Broad segments never made a great deal of sense in the first place. After all, your competitors can buy the exact same segments. In other words, you’re left with no competitive edge.

But the big problem with segments is that they assume someone behaves like their segment all the time. They fail to take into account that the consumer is an individual with many, rapidly-changing needs. I am the co-founder of three great kids, a skier, I work in ad tech, I travel a lot, and so on. Sometimes when I’m online, I’m looking for something for my kids. Sometimes I’m booking airline tickets. But I don’t want to be distracted by travel offers when I am in dad mode. And I don’t want to see a “Dora The Explorer” creative when I’m in travel mode. (Okay, I probably don’t ever really want to see a “Dora The Explorer” creative, but definitely not while I’m buying tickets to Paris.)

The good news is that it doesn’t have to be this way. Programmatic and real-time buying can overcome the problem of the segment because they allow us to analyze the intent of the moment. In other words, programmatic is able to show me the travel creative when I’m buying tickets and the parenting creative when I’m in Dad mode. This is possible because, unlike segments, programmatic isn’t simply taking its best guess as to whether you’re currently in one mode or another. Rather, programmatic can constantly update what it knows about a user based on real-world learning.

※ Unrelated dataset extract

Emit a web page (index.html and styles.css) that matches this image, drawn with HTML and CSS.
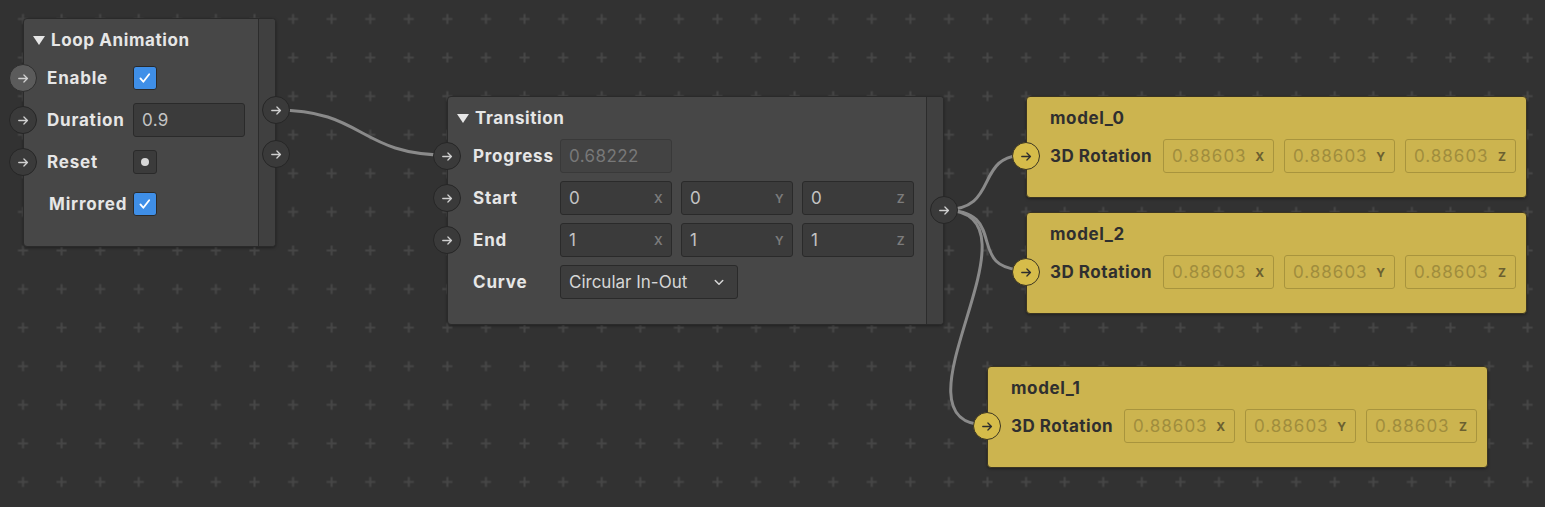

This explains why, while running a recent programmatic video campaign, we were able to increase the brand’s 43% completed view-rate to an 80% completed-view rate. It’s not that we got people who were unlikely to watch the full video to change their minds, but rather that we had enough data to know which mode users were in before showing them the video. And that saved the brand an awful lot of money.

So, don’t mourn the segment. With programmatic marketers are catching up to the reality that one person has lots of different sides. It’s not only a better way to look at the world, but also better for business.